Wie gesund ist Ihr digitaler Zwilling?

Digitale Zwillinge – eine geschickte Kombination aus künstlicher Intelligenz und persönlichen Daten – haben bereits begonnen, die Arbeitsweise der Gesundheitsversorgung zu revolutionieren. Aber sie werfen eine Menge ethischer und rechtlicher Fragen auf, insbesondere angesichts der riesigen Mengen an medizinischen Daten, die gesammelt werden müssen, um Algorithmen der künstlichen Intelligenz zu trainieren. Müssen wir uns also Sorgen über die Möglichkeit eines digitalen Klons machen? Wir haben mit Expertinnen aus verschiedenen Bereichen gesprochen, um das herauszufinden.
Ein digitaler Klon würde Ihre komplette Krankenakte enthalten: Alter, Grösse, Gewicht, Vorerkrankungen, Puls, Organtätigkeit, Cholesterinspiegel, genetische Veranlagungen und mehr. © iStock

Stellen Sie sich vor, es gäbe da draussen eine virtuelle Kopie Ihres Körpers – eine Art Klon, aber in der digitalen Welt. Und stellen Sie sich vor, dieser Klon enthielte Ihre komplette Krankenakte: Alter, Grösse, Gewicht, Vorerkrankungen, Puls, Organtätigkeit, Cholesterinspiegel, genetische Veranlagungen und mehr. Das ist die Idee hinter digitalen Zwillingen. Sie wandeln die medizinischen Daten der Patientinnen und Patienten in mathematische Formeln um, die dann in KI-Algorithmen und Computerprogramme eingespeist werden. Sie arbeiten in Echtzeit und verarbeiten nicht nur die medizinischen Daten der zu behandelnden Patientin, sondern auch die Daten aller anderen digitalen Zwillinge.

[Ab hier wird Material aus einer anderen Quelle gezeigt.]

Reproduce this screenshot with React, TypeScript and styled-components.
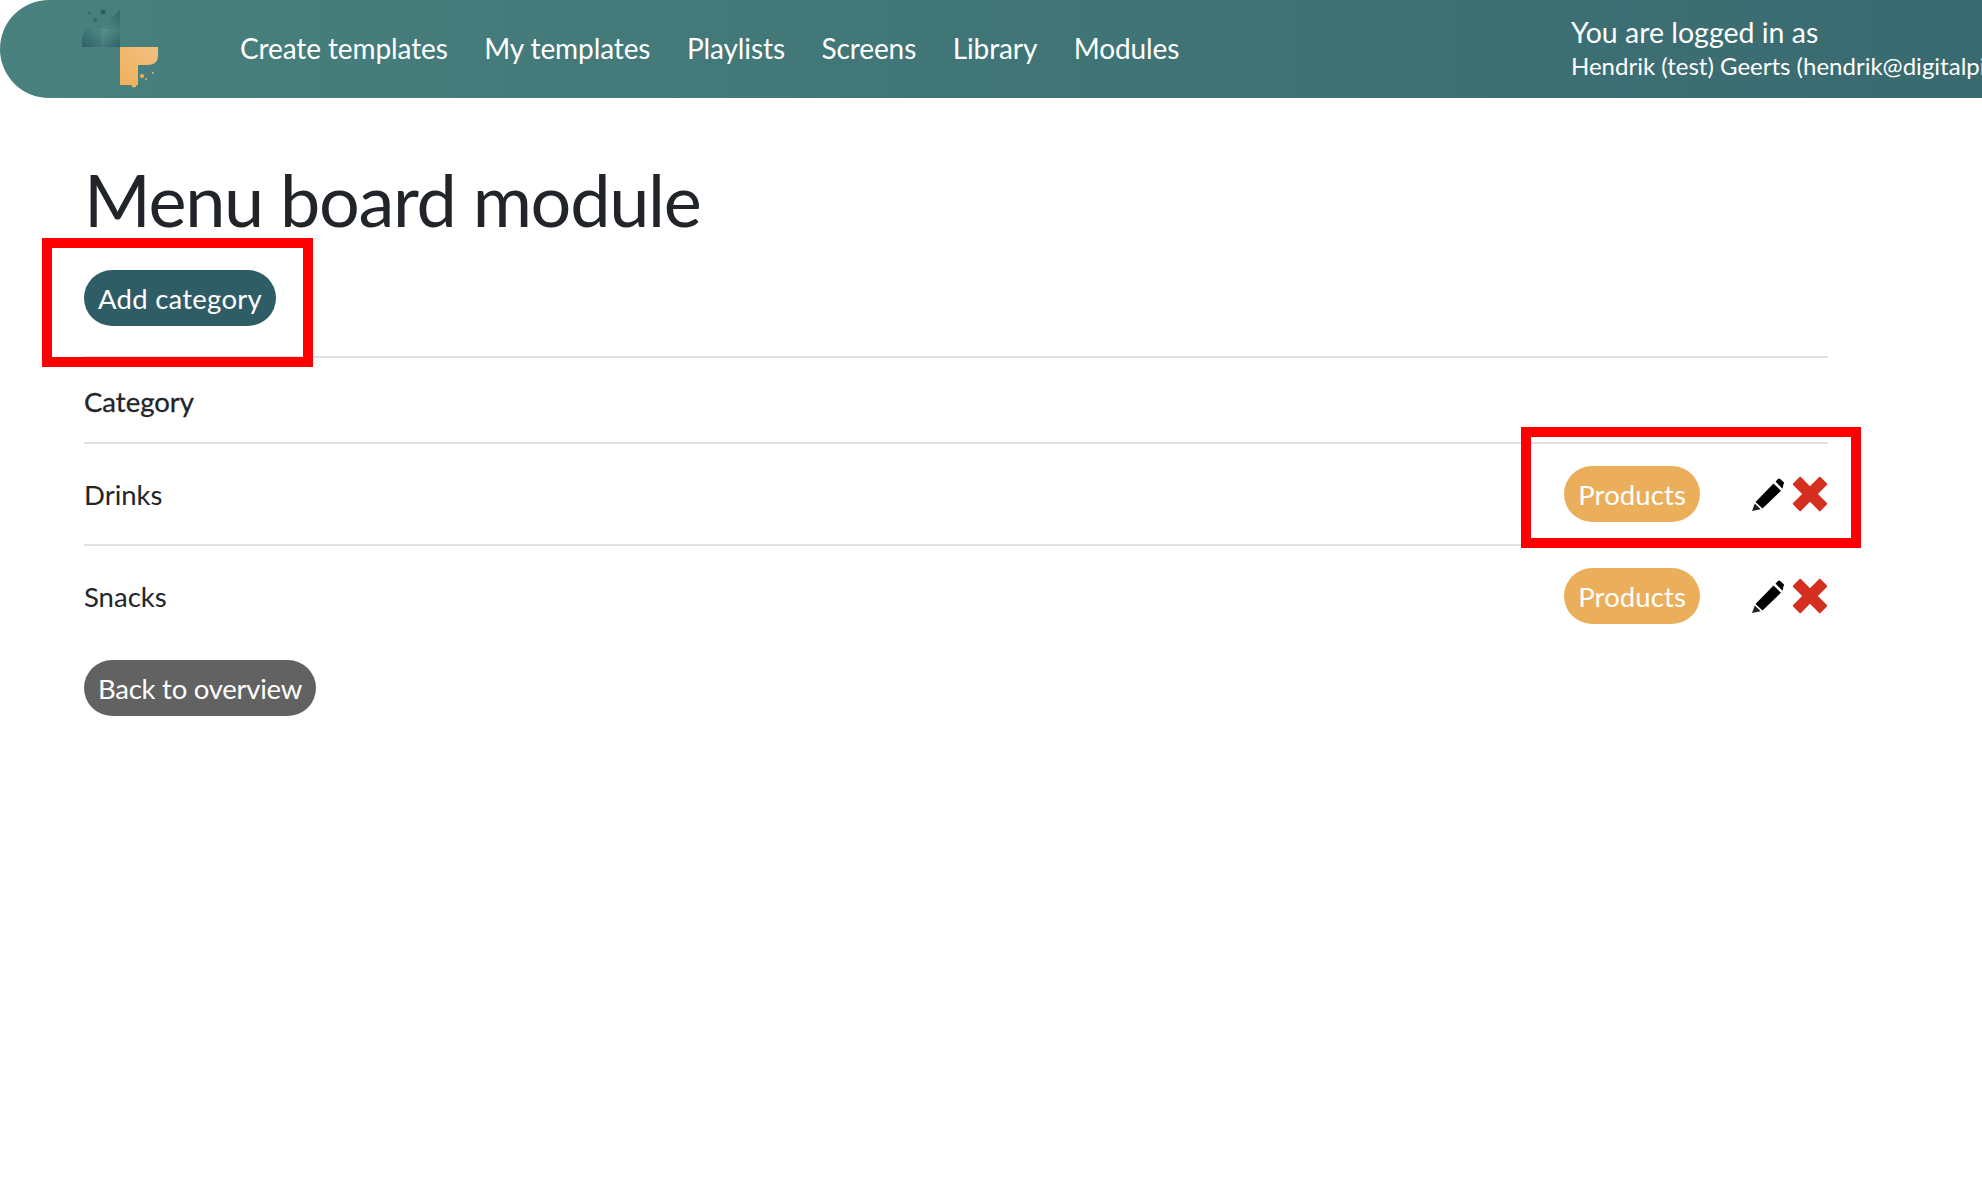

Ziel ist es, dass ärztliches Fachpersonal diese virtuellen Modelle nutzen, um Vorhersagen zu treffen und eine personalisierte Gesundheitsversorgung anzubieten. Zum Beispiel könnten sie den digitalen Zwilling einer Patientin nutzen, um eine versteckte Krebserkrankung zu erkennen, verschiedene Behandlungsprotokolle zu testen, die entsprechenden Reaktionen zu beobachten und das beste Protokoll für diese bestimmte Person auszuwählen.

Wissenschaftlerinnen und Wissenschaftler glauben, dass digitale Zwillinge die Praxis der Gesundheitsversorgung revolutionieren und Patientinnen und Patienten einen grossen Teil der Frage abnehmen könnten, wie sie gesund bleiben. Digitale Zwillinge wurden bereits für bestimmte Organe entwickelt (oder sind gerade in Entwicklung); einer für den gesamten menschlichen Körper könnte innerhalb von 15 Jahren fertig sein. Doch hinter dieser technologischen Leistung stehen einige ethische Fragen, wie z. B., wie genau die virtuellen Klone verwendet werden und wie die persönlichen Daten der Patientinnen und Patienten geschützt werden – vor allem, wenn die Zwillinge von der Privatwirtschaft entwickelt werden.

Digitalisierte Objekte

Digitale Zwillinge haben Potenzial über den Gesundheitsbereich hinaus – von einer Vielzahl von Objekten, von Motoren und Maschinen bis hin zu ganzen Städten, wurden bereits virtuelle Nachbildungen erstellt. Ingenieure nutzen diese 3D-Computermodelle, um das Verhalten von Objekten vorherzusagen, indem sie die Beziehung zwischen der physischen und der virtuellen Welt konzeptualisieren. Mit anderen Worten: Ein digitaler Zwilling ist eine digitalisierte Version eines realen Objekts. «Es hat sich gezeigt, dass diese Modelle in der Lage sind, den gesamten Lebenszyklus eines Objekts von der Herstellung und Nutzung bis hin zu seiner Zerstörung oder Wiederverwertung effektiv nachzubilden», sagt Frédéric Kaplan, Leiter des Digital Humanities Laboratory der EPFL.

Bei der Anwendung im Gesundheitswesen handelt es sich bei digitalen Zwillingen um Computermodelle von Patientinnen und Patienten, die aus deren vollständigen Krankenakten entwickelt werden: «Theoretisch können Ärztinnen die Modelle nutzen, um Behandlungen an die spezifischen Merkmale jedes Patienten anzupassen. Viele Behandlungen werden heute für 'Durchschnittserkrankte' entwickelt, sind aber nicht unbedingt für unterschiedliche Individuen geeignet», sagt Kaplan.